For years, hunters and smugglers have taken advantage of chaos, unrest, and lack of regulation to illegally hunt and trade rare species. Birds and foxes from the remote mountains of Kurdistan and falcons from the scorching plains of southern Iraq are among the targets of a lucrative and illicit trade.
Notorious hotspots such as Souq al-Ghazal in Bagdad or the Friday market in Sulaimani are well known for their illicit wildlife trade. Globally threatened species can also be found for sale at ostensibly random roadside stalls and small village markets.
Hana Raza, mammal researcher at Nature Iraq, a non-governmental environment agency, says local hunting and trading of wildlife is “fueled by harsh socio-economic conditions, weak and unevenly applied laws regarding animal trade and hunting, and a lack of scientific study, making the severity of the animal trade very difficult to assess and act on accordingly.”
Worldwide, the illegal trade in wildlife is big business, worth an estimated $19 billion per year.
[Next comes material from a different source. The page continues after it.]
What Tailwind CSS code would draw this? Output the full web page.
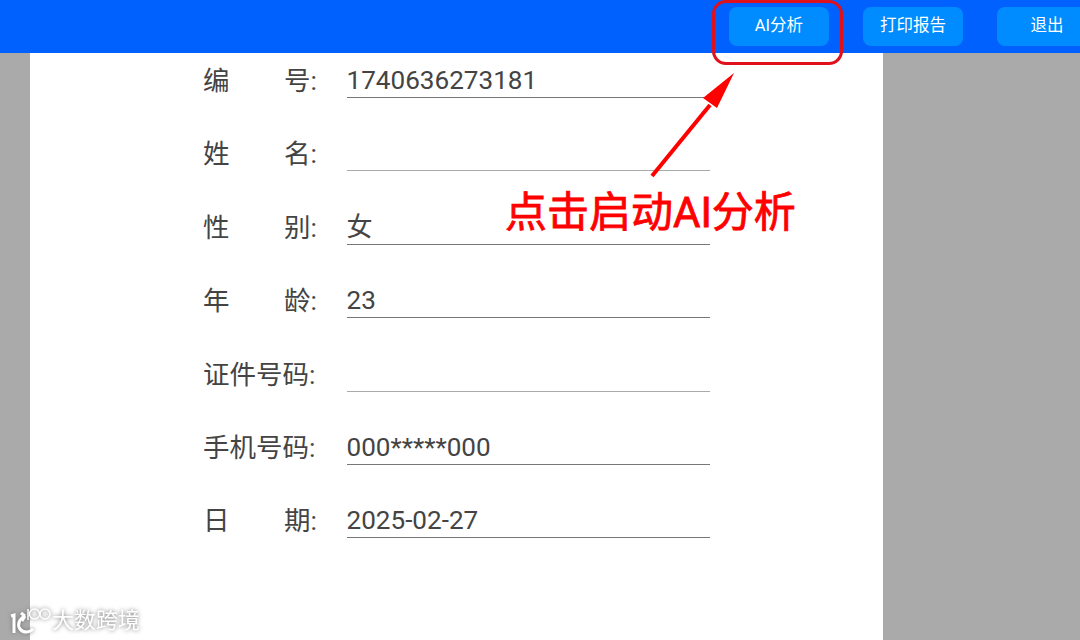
<!DOCTYPE html>
<html lang="zh-CN">
  <head>
    <meta charset="UTF-8" />
    <title>报告</title>
    <script src="https://cdn.jsdelivr.net/npm/@tailwindcss/browser@4"></script>
  </head>
  <body class="w-[1080px] h-[640px] overflow-hidden bg-[#aaaaaa] relative font-['Roboto','Noto_Sans_CJK_SC',sans-serif]">
    <!-- top bar -->
    <header class="h-[53px] bg-[#0061ff] flex items-center justify-end pb-[1px] gap-[34px] text-white text-[16.5px]">
      <button class="w-[100px] h-[39px] rounded-[8px] bg-[#008cff]">AI分析</button>
      <button class="w-[100px] h-[39px] rounded-[8px] bg-[#008cff]">打印报告</button>
      <button class="w-[83px] h-[39px] rounded-l-[8px] bg-[#008cff] pl-[17px]">退出</button>
    </header>

    <!-- report page -->
    <main class="ml-[30px] w-[853px] h-[587px] bg-white pl-[174px] text-[#444444]">
      <div class="flex flex-col gap-[33.4px] pt-[5px]">
        <div class="flex items-end h-[40px]">
          <div class="w-[114px] flex justify-between text-[26.5px] leading-[40px] translate-y-[3px] -translate-x-[1px]"><span>编</span><span>号:</span></div>
          <div class="ml-[29px] w-[363px] h-[40px] border-b border-[#777777] text-[26.1px] leading-[44px]"><span class="-ml-[0.5px]">1740636273181</span></div>
        </div>
        <div class="flex items-end h-[40px]">
          <div class="w-[114px] flex justify-between text-[26.5px] leading-[40px] translate-y-[3px] -translate-x-[1px]"><span>姓</span><span>名:</span></div>
          <div class="ml-[29px] w-[363px] h-[40px] border-b border-[#aaaaaa] text-[26.1px] leading-[44px]"></div>
        </div>
        <div class="flex items-end h-[40px]">
          <div class="w-[114px] flex justify-between text-[26.5px] leading-[40px] translate-y-[3px] -translate-x-[1px]"><span>性</span><span>别:</span></div>
          <div class="ml-[29px] w-[363px] h-[40px] border-b border-[#777777] text-[26.1px] leading-[44px]"><span class="-ml-[0.5px]">女</span></div>
        </div>
        <div class="flex items-end h-[40px]">
          <div class="w-[114px] flex justify-between text-[26.5px] leading-[40px] translate-y-[3px] -translate-x-[1px]"><span>年</span><span>龄:</span></div>
          <div class="ml-[29px] w-[363px] h-[40px] border-b border-[#777777] text-[26.1px] leading-[44px]"><span class="-ml-[0.5px]">23</span></div>
        </div>
        <div class="flex items-end h-[40px]">
          <div class="w-[114px] flex justify-between text-[26.5px] leading-[40px] translate-y-[3px] -translate-x-[1px] whitespace-nowrap"><span>证件号码:</span></div>
          <div class="ml-[29px] w-[363px] h-[40px] border-b border-[#aaaaaa] text-[26.1px] leading-[44px]"></div>
        </div>
        <div class="flex items-end h-[40px]">
          <div class="w-[114px] flex justify-between text-[26.5px] leading-[40px] translate-y-[3px] -translate-x-[1px] whitespace-nowrap"><span>手机号码:</span></div>
          <div class="ml-[29px] w-[363px] h-[40px] border-b border-[#777777] text-[26.1px] leading-[44px]"><span class="-ml-[0.5px]">000*****000</span></div>
        </div>
        <div class="flex items-end h-[40px]">
          <div class="w-[114px] flex justify-between text-[26.5px] leading-[40px] translate-y-[3px] -translate-x-[1px]"><span>日</span><span>期:</span></div>
          <div class="ml-[29px] w-[363px] h-[40px] border-b border-[#777777] text-[26.1px] leading-[44px]"><span class="-ml-[0.5px]">2025-02-27</span></div>
        </div>
      </div>
    </main>

    <!-- annotation over the screenshot -->
    <div class="absolute left-[712px] top-0 w-[131px] h-[65px] border-[3px] border-[#e0101c] rounded-[14px]"></div>
    <svg class="absolute left-0 top-0" width="1080" height="640" viewBox="0 0 1080 640">
      <path d="M652 176 L710 105" stroke="#ff0000" stroke-width="4" fill="none" />
      <path d="M734 73 L703 98 L717 108 Z" fill="#ff0000" />
    </svg>
    <div class="absolute left-[505px] top-[187px] text-[42px] leading-[52px] font-normal [-webkit-text-stroke:0.8px_#ff0000] text-[#ff0000] whitespace-nowrap">点击启动AI分析</div>

    <!-- watermark -->
    <div class="absolute left-[9px] top-[606px] flex items-center text-white drop-shadow-[0_0_2px_#777777]">
      <svg width="42" height="28" viewBox="0 0 42 28" fill="none" stroke="#ffffff">
        <path d="M2 9 L5 8 V26" stroke-width="3" />
        <path d="M16 9 C10 12 8 18 11 22 C14 26 20 26 24 22 M16 9 L12 6 M16 9 L13 14" stroke-width="3" />
        <path d="M19 2 V13" stroke-width="1.5" />
        <circle cx="25.5" cy="7" r="5" stroke-width="1.5" />
        <circle cx="36" cy="7" r="5" stroke-width="1.5" />
      </svg>
      <span class="ml-[1px] text-[22px] leading-[30px]">大数跨境</span>
    </div>
  </body>
</html>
It is the fourth largest global illegal activity after drugs, counterfeiting and human trafficking, and often involves the same organized criminal elements as global arms and drug trafficking syndicates.
The World Wildlife Fund for Nature (WWF) regards the trade as the largest direct threat to the future of many of world’s most threatened species.
In an unprecedented move, earlier this year, the Indonesian Council of Ulama – the country’s top Muslim clerical body – issued a fatwa against wildlife trafficking by declaring that the hunting or illegal trading of endangered species was forbidden.